TESOL Matters, 7(4), 11, 1997.

Giving a Video Presentation Abroad?  Check the Format First

Johanna E. Katchen


Imagine this scenario.  You are going to present a paper at an international conference outside your home country.  You decide some of your ideas could be presented most clearly on video, so you check “video” on the conference equipment request form.  You arrive at the conference, go your session, put in the video, and you get a blurred, black and white image with no sound.  Your presentation is a disaster.  What happened?

The cause of the problem lies in the fact that there are three video systems in use throughout the world, and each system uses different standards of speed and resolution.   The US, Canada, many other countries in the Western Hemisphere, and also some East Asian countries such as Japan and the Philippines use a format called NTSC.  France and francophone nations use SECAM. The rest of Europe and Asia use PAL.  Most of the former communist nations of Central Europe used SECAM; some, such as the Czech Republic, have since switched to PAL.  If you put a video made in one format in a machine made for another, your tape will not be destroyed.  It will play, but the picture and sound will be greatly distorted or not perceptible at all.

What can you do to ensure you do not encounter these problems?  First, find out what system is used in your country and in the country where you are going.  If the systems are different, then I recommend the following procedure, based on my own experience giving video presentations.

I live in an NTSC area (Taiwan), so when I give a video presentation in a PAL country, I first copy the excerpts I plan to use on a clean videotape.  I take this NTSC video to our audiovisual center along with another blank tape and ask them to make a PAL copy.  Although this second copy will not be as clear as the original, I know it will play on any PAL VCR.  I then check the PAL copy on our multi-system machine and write down the times where my excerpts start and stop; because the speed is different, the counter will register slightly different numbers.
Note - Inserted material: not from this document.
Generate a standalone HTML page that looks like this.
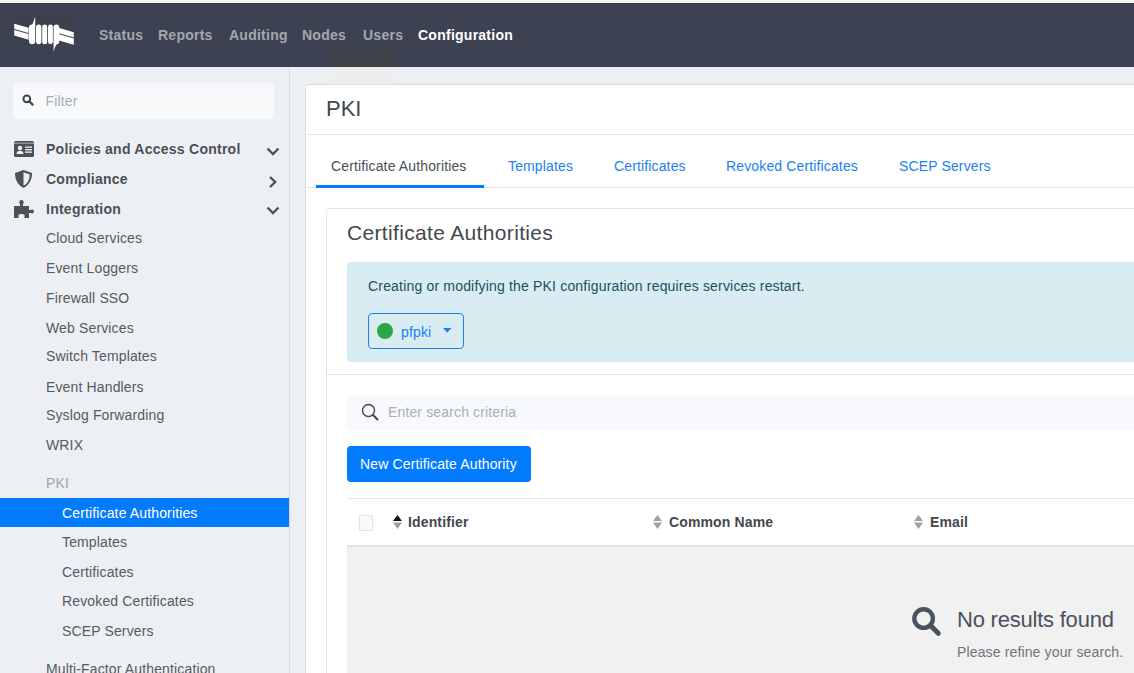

If your school cannot make copies in different formats, you can ask the conference organizers if they have a multi-system VCR.  These will play videos of any format and are useful for foreign language videos bought abroad.  However, I do not recommend this option because most ELT conference venues will not have a multi-system VCR, and even if  they do promise you one, it may suddenly  disappear on the day of your presentation.

There is one more option—if  you cannot prepare a video in the common format of the conference country, then plan your presentation without the video and save yourself embarrassment.